Polarity is once again the issue which is played out in the characters as
we see good people doing bad things due to the malevolent influence of a
powerful agent. In this case, he comes in form of Joe (McConaughey), a
detective who also moonlights as a contract killer; polarity personified. After
hiring Joe to kill his neglectful mother in order to pay back some drug dealers,
Chris Smith (Hirsh) and his family are forced to play by Joe’s rules, whose power
over them strengthens to an unbelievable length as the film continues. Letts
described Joe as having ‘a strong moral code’ which, ‘as bent as it is’
,
draws the fractured people in society toward him and under his control. Their
ability to relate to any goodness in him betrays them as his grip on them
allows him to display his cruelty with all the more vivacity towards the end of
the film.
For Chris’ family, and for Agnes, it is their inability to fit
into society which forces them to seek help in those who, unlike themselves,
have conviction. This conviction, for Friedkin and Letts, is not necessarily
good and so leads each film towards an intense crescendo similar to that of a
Jacobean tragedy. In her 1926 essay ‘The Cinema’, Virginia Woolf described the
primitiveness of a cinema which ‘endow[ed] one man with the attributes of the
race.’
It would seem that these two collaborators want to dismantle such
generalisations before our eyes, a process which viscerally shocks the
audience.
With each film Friedkin accomplishes a sense of
claustrophobia which suits the paranoia of Bug
and the inescapable cruelty of Killer
Joe perfectly. In Letts, this director has found a writer who creates
characters existing on the fringes of society, characters who are believable
due to their fractured, and therefore human nature.

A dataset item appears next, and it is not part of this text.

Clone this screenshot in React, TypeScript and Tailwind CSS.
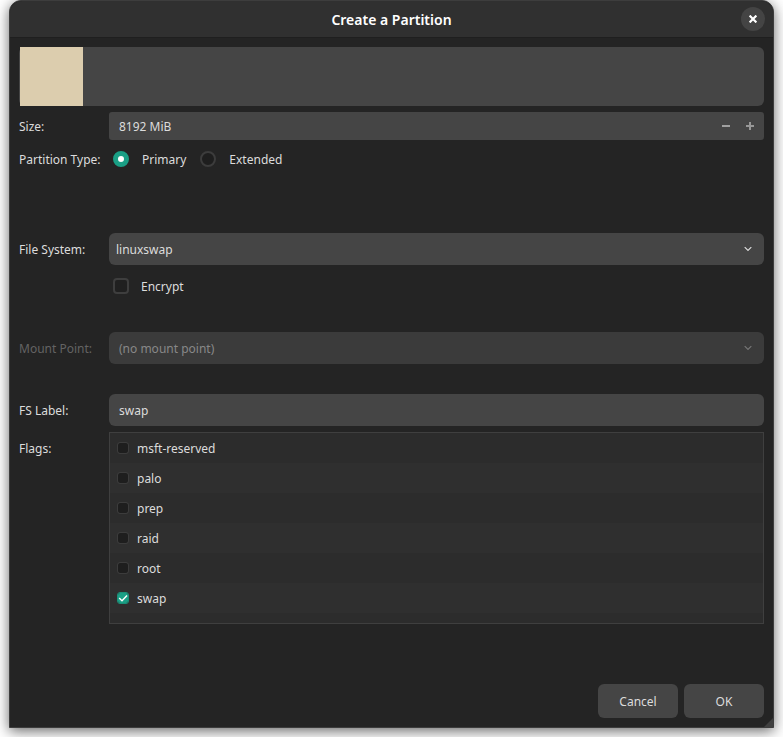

Hollywood has long been chastised for presenting their
audiences with stock characters, the archetypes of good conquering over the
archetypes of bad. In the collaborations of Friedkin and Letts, we see this
battle of good and bad take place within individual characters set amongst the
backdrop of a world which appears gritty and frighteningly real. It is this world
which has been dexterously transposed from stage to screen, leaving the
audience to transpose such characters into the real world or, indeed, to find such
polarity in themselves.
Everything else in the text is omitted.